Database Research Group PhD Thesis Defence

2012 Mar 07 at 13:00

DC 2310

Modeling and Querying Uncertainty in Data Cleaning

George Beskales, PhD candidate, David R. Cheriton School of Comp. Sci., Univ. Waterloo

Data quality problems such as duplicate records, missing values, and violation of integrity constrains are frequently encountered in real world applications. Such problems cost enterprises billions of dollars annually, and might have unpredictable consequences in mission critical tasks. The process of data cleaning refers to detecting and correcting errors in data in order to improve data quality. Numerous efforts have been done towards improving the effectiveness and the efficiency of data cleaning.

A major challenge in the data cleaning process is the presence of conflicting soft evidences that suggest different actions to clean the database. For example, in the context of duplicate elimination, a moderate similarity between two tuples bears two contradicting evidences suggesting that the tuples could be either duplicates or non-duplicates. Existing data cleaning systems resolve conflicting evidences by eliminating (i.e., \emph{destroying}) a subset of evidences based on several heuristics such that the remaining evidences are consistent. Furthermore, because of the complex dependencies among evidences, it is difficult to reverse the process of eliminating some evidences (e.g., when new external information becomes available).

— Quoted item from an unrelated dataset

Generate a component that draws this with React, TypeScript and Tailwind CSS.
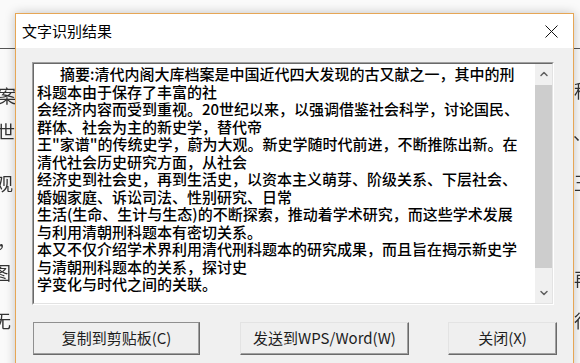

In this dissertation, we propose a non-destructive data cleaning approach that aims at preserving the existing evidences. The main insight is to view conflicts in evidences as uncertainty in deciding which actions should be taken to clean data errors. Thus, the data cleaning process becomes a random process whose possible outcomes are possible clean instances (i.e., repairs). Our approach generates multiple possible clean instances to avoid the destructive aspect of current cleaning systems. In this dissertation, we apply this approach in the context of two prominent data cleaning problems: duplicate elimination, and repairing violations of functional dependencies (FDs). Furthermore, we show how to enable non-destructive data cleaning in situations where both the data and the FDs are untrusted.